Ce convoi est composé au départ de Compiègne, de 1175 hommes (1100 « otages communistes » – jeunes communistes, anciens responsables politiques et élus du Parti communiste, syndicalistes de la CGT et délégués du personnel d’avant-guerre, militants et syndicalistes clandestins, résistants – de cinquante  « otages juifs » et de quelques « droits communs »). Il faisait partie des mesures de terreur allemandes destinées à combattre, en France, les judéo-bolcheviks responsables, aux yeux de Hitler, des actions armées organisées par le parti communiste clandestin contre des officiers et des soldats de la Wehrmacht, à partir d’août 1941. Lire dans le site le récit des deux jours du transport : Compiègne-Auschwitz : 6-8 juillet 1942. Sur les 1175 otages partis de Compiègne le 6 juillet 1942, 1170 sont présents à l’arrivée du train en gare d’Auschwitz le 8 juillet 1942. Ces derniers sont enregistrés et photographiés au Stammlager d’Auschwitz (camp souche ou camp principal, dénommé en 1943 Auschwitz-I) entre les numéros « 45157 » et « 46326 », d’où le nom de « convoi des 45000 », sous lequel les déportés du camp désignaient ce convoi. Ce matricule – qu’il doit apprendre à dire en allemand et en polonais à toute demande des Kapos et des SS – sera désormais sa seule identité. Lire dans le site : Le KL Auschwitz-Birkenau.

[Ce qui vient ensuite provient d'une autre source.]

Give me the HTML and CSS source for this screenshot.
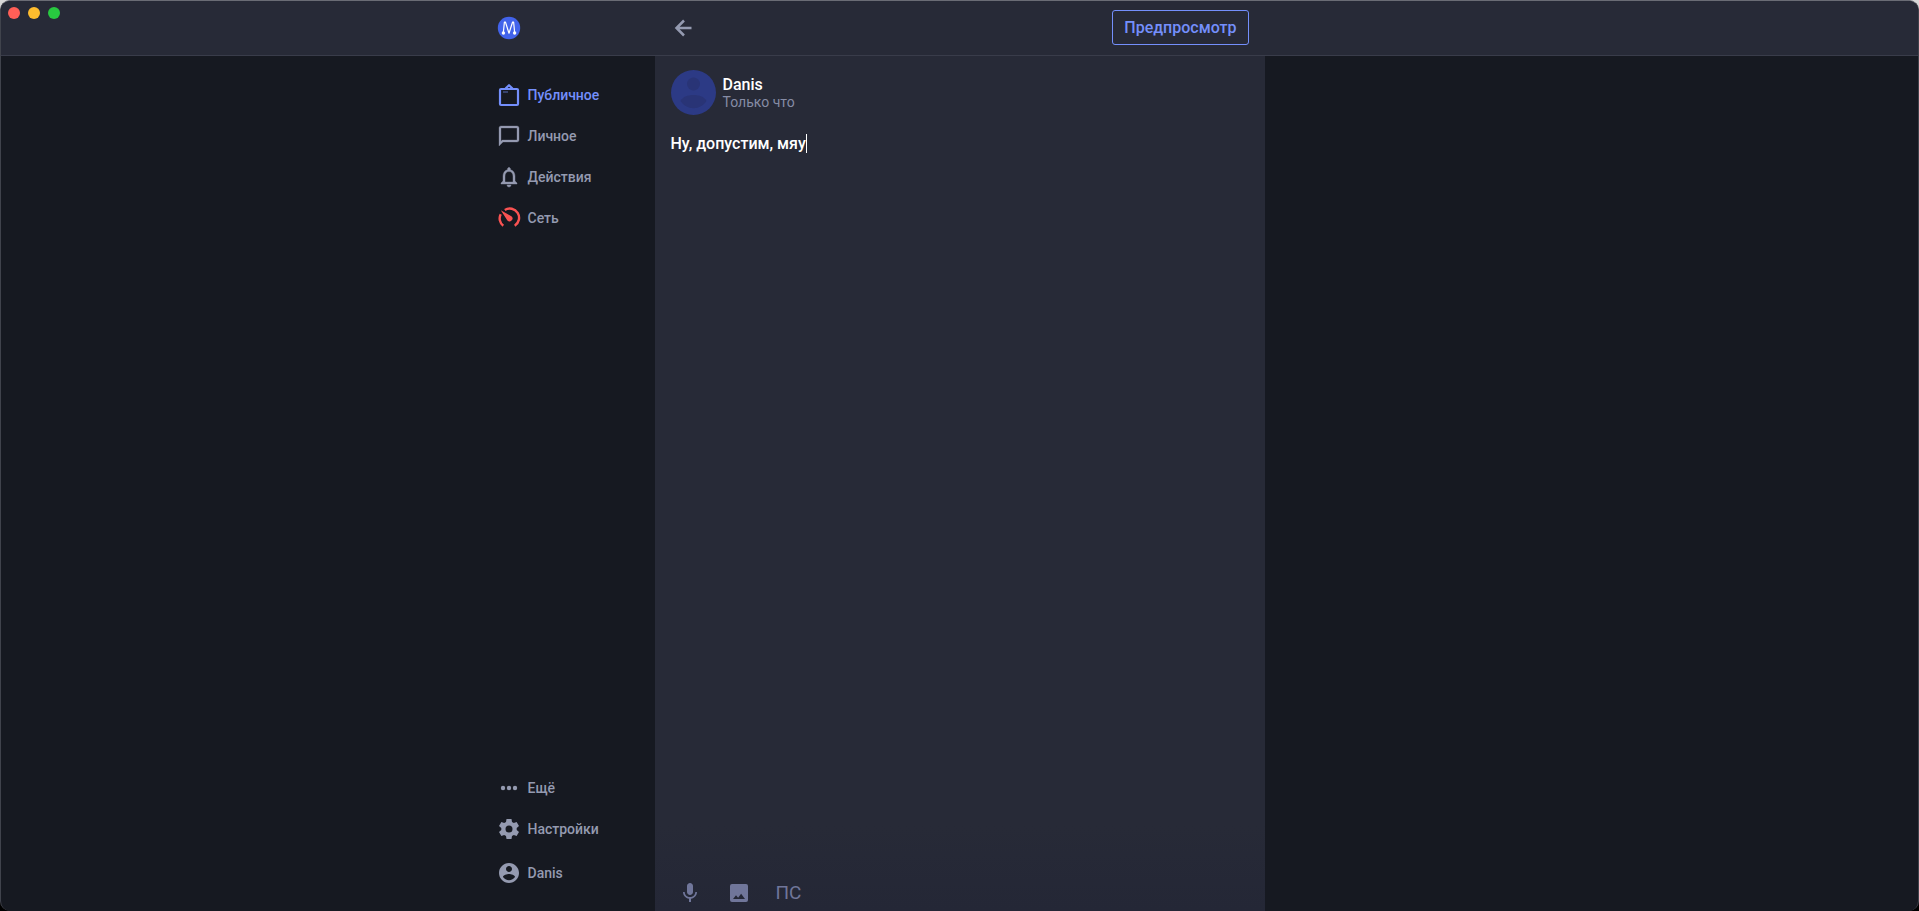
FILE: index.html
```html
<!DOCTYPE html>
<html lang="ru">
<head>
<meta charset="utf-8">
<title>Danis</title>
<link rel="stylesheet" href="styles.css">
</head>
<body>
<div class="window">
  <div class="lights" aria-hidden="true">
    <span class="light light-close"></span><span class="light light-min"></span><span class="light light-max"></span>
  </div>
  <header class="header columns">
    <div class="side">
      <a class="logo" href="#" aria-label="M">
        <svg width="24" height="24" viewBox="0 0 24 24"><circle cx="12" cy="12" r="11.200" fill="#4263eb"/><path d="M6.300 17 7.400 6h1L12 17.200 15.600 6h1l1.100 11" fill="none" stroke="#fff" stroke-width="1.200" stroke-linejoin="round"/><circle cx="6.400" cy="17" r="1.700" fill="#fff"/><circle cx="17.600" cy="17" r="1.700" fill="#fff"/></svg>
      </a>
    </div>
    <div class="bar">
      <button class="back" type="button" aria-label="Назад">
        <svg width="24" height="24" viewBox="0 0 24 24" fill="none" stroke="currentColor" stroke-width="2.500"><path d="M20.500 12H6M13 4.500 5.500 12l7.500 7.500"/></svg>
      </button>
      <button class="preview" type="button">Предпросмотр</button>
    </div>
  </header>
  <div class="body columns">
    <nav class="side nav">
      <div class="group">
        <a class="item active" href="#"><svg class="icon" viewBox="0 0 24 24" fill="none" stroke="currentColor" stroke-width="2.200" stroke-linejoin="round"><rect x="3" y="6" width="18" height="16" rx="1"/><path d="m8.500 5.500 3.500-3.300 3.500 3.300"/><path d="M6 9h5" stroke-width=".7"/></svg>Публичное</a>
        <a class="item" href="#"><svg class="icon" viewBox="0 0 24 24" fill="currentColor" stroke="currentColor" stroke-width=".3"><path d="M20 2H4c-1.100 0-2 .9-2 2v18l4-4h14c1.100 0 2-.9 2-2V4c0-1.100-.9-2-2-2zm0 14H5.200L4 17.200V4h16v12z"/></svg>Личное</a>
        <a class="item" href="#"><svg class="icon" viewBox="0 0 24 24" fill="currentColor" stroke="currentColor" stroke-width=".4"><path d="M12 22c1.100 0 2-.9 2-2h-4c0 1.100.9 2 2 2zm6-6v-5c0-3.070-1.630-5.640-4.500-6.320V4c0-.83-.67-1.500-1.500-1.500s-1.500.67-1.500 1.500v.68C7.640 5.360 6 7.920 6 11v5l-2 2v1h16v-1l-2-2zm-2 1H8v-6c0-2.480 1.510-4.500 4-4.500s4 2.020 4 4.500v6z"/></svg>Действия</a>
        <a class="item" href="#"><svg class="icon network" viewBox="0 0 24 24"><path d="M7.800 3.900A9.100 9.100 0 0 1 17.700 19.700M3.700 8.200A9.100 9.100 0 0 0 6.300 19.700" fill="none" stroke="currentColor" stroke-width="2.400"/><path d="m3.800 4.200 10.900 6.200a2.900 2.900 0 1 1-4.300 4z" fill="currentColor"/></svg>Сеть</a>
      </div>
      <div class="group">
        <a class="item" href="#"><svg class="icon" viewBox="0 0 24 24" fill="currentColor"><circle cx="6" cy="12" r="2.200"/><circle cx="12" cy="12" r="2.200"/><circle cx="18" cy="12" r="2.200"/></svg>Ещё</a>
        <a class="item" href="#"><svg class="icon" viewBox="0 0 24 24" fill="currentColor"><path fill-rule="evenodd" d="M9.500 2h5l.5 3 1.800 1 2.800-1.100 2.400 4.200-2.300 1.900v2l2.300 1.900-2.400 4.200-2.800-1.100-1.800 1-.5 3h-5L9 19l-1.800-1-2.800 1.100L2 14.900 4.300 13v-2L2 9.100l2.400-4.200L7.200 6 9 5zM12 8.500a3.500 3.500 0 1 0 0 7 3.500 3.500 0 0 0 0-7z"/></svg>Настройки</a>
        <a class="item profile" href="#"><svg class="icon" viewBox="0 0 24 24" fill="currentColor"><path d="M12 2C6.480 2 2 6.480 2 12s4.480 10 10 10 10-4.480 10-10S17.520 2 12 2zm0 3c1.660 0 3 1.340 3 3s-1.340 3-3 3-3-1.340-3-3 1.340-3 3-3zm0 14.200c-2.500 0-4.710-1.280-6-3.220.03-1.990 4-3.080 6-3.080s5.970 1.090 6 3.080c-1.290 1.940-3.500 3.220-6 3.220z"/></svg>Danis</a>
      </div>
    </nav>
    <main class="composer">
      <div class="author">
        <svg class="avatar" viewBox="0 0 45 45" aria-hidden="true"><circle cx="22.500" cy="22.500" r="22.500" fill="#2c3a85"/><circle cx="22.500" cy="14" r="6.500" fill="#293476"/><path d="M9.500 31c2-4 7-6 13-6s11 2 13 6c-3 4.500-7.500 7.200-13 7.200S12.500 35.500 9.500 31z" fill="#293476"/></svg>
        <div class="byline">
          <div class="name">Danis</div>
          <div class="time">Только что</div>
        </div>
      </div>
      <div class="editor">
        <textarea class="text" rows="1" aria-label="Текст" spellcheck="false">Ну, допустим, мяу</textarea><span class="caret"></span>
      </div>
      <div class="tools">
        <button class="tool" type="button" aria-label="Микрофон"><svg width="24" height="24" viewBox="0 0 24 24" fill="currentColor"><path d="M12 14c1.660 0 3-1.340 3-3V5c0-1.660-1.340-3-3-3S9 3.340 9 5v6c0 1.660 1.340 3 3 3zm5.300-3c0 3-2.540 5.100-5.300 5.100S6.700 14 6.700 11H5c0 3.410 2.720 6.230 6 6.720V21h2v-3.280c3.280-.48 6-3.300 6-6.720h-1.700z"/></svg></button>
        <button class="tool" type="button" aria-label="Изображение"><svg width="24" height="24" viewBox="0 0 24 24" fill="currentColor"><path fill-rule="evenodd" d="M5 3h14a2 2 0 0 1 2 2v14a2 2 0 0 1-2 2H5a2 2 0 0 1-2-2V5a2 2 0 0 1 2-2zm1 15h12l-3.900-5.200-3 3.900L9 14.200z"/></svg></button>
        <button class="tool ps" type="button">ПС</button>
      </div>
    </main>
  </div>
</div>
</body>
</html>
```
FILE: styles.css
```css
* { box-sizing: border-box; }
body {
  margin: 0;
  background: linear-gradient(#d8d8d8, #000 30%);
  font-family: Roboto, "Noto Sans", sans-serif;
  font-weight: 500;
  color: #949ab0;
}
button {
  padding: 0;
  border: 0;
  background: none;
  color: inherit;
  font: inherit;
}
svg { display: block; flex: none; }
.window {
  position: relative;
  display: flex;
  flex-direction: column;
  min-height: 100vh;
  overflow: hidden;
  border: 1px solid #40434c;
  border-top-color: #6a6c75;
  border-bottom: 0;
  border-radius: 10px;
  background: #161921;
}
.lights {
  position: absolute;
  top: 6px;
  left: 7px;
  display: flex;
  gap: 8px;
}
.light { width: 12px; height: 12px; border-radius: 50%; }
.light-close { background: #ff5f57; }
.light-min { background: #febc2e; }
.light-max { background: #28c840; }
.columns {
  display: grid;
  grid-template-columns: 1fr 610px 1fr;
}
.side { justify-self: end; width: 158px; }
.header {
  height: 55px;
  border-bottom: 1px solid #393c4a;
  background: #272a37;
}
.header .side { display: flex; align-items: center; }
.bar {
  display: flex;
  align-items: center;
  justify-content: space-between;
  padding: 0 16px;
}
.preview {
  height: 35px;
  margin-bottom: 2px;
  padding: 0 11px;
  border: 1px solid #748ffc;
  border-radius: 3px;
  color: #748ffc;
  font-size: 16px;
}
.body { flex: 1; }
.nav {
  display: flex;
  flex-direction: column;
  justify-content: space-between;
  padding: 18px 0;
}
.item {
  display: flex;
  align-items: center;
  gap: 7px;
  height: 41px;
  color: inherit;
  font-size: 14px;
  text-decoration: none;
}
.icon { width: 24px; height: 24px; }
.active { color: #748ffc; }
.network { color: #fa5252; }
.profile { margin-top: 3px; }
.composer {
  display: flex;
  flex-direction: column;
  padding: 14px 16px 6px;
  background: linear-gradient(#272a37 90%, #242736);
}
.author { display: flex; align-items: center; gap: 7px; }
.avatar { width: 45px; height: 45px; }
.byline { padding-top: 2px; }
.name { color: #fff; font-size: 16px; line-height: 18px; }
.time { font-size: 14px; line-height: 17px; font-weight: 400; color: #868ca5; }
.editor {
  display: flex;
  flex: 1;
  align-items: flex-start;
  padding-top: 19px;
}
.text {
  field-sizing: content;
  max-width: 100%;
  padding: 0;
  border: 0;
  outline: 0;
  resize: none;
  overflow: hidden;
  background: none;
  color: #fff;
  font: inherit;
  font-size: 16px;
  line-height: 19px;
}
.caret { width: 1px; height: 19px; background: #fff; }
.tools { display: flex; gap: 25px; padding-left: 7px; color: #70769a; }
.ps { font-size: 19px; line-height: 24px; font-weight: 400; }
```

Il est enregistré à son arrivée à Auschwitz le 8 juillet 1942 sous le numéro matricule « 45.712 ».
Sa photo d’immatriculation à Auschwitz n’a pas été retrouvée parmi celles que des membres de la Résistance intérieure du camp avaient camouflées pour les sauver de la destruction, ordonnée par les SS peu de temps avant l’évacuation d’Auschwitz.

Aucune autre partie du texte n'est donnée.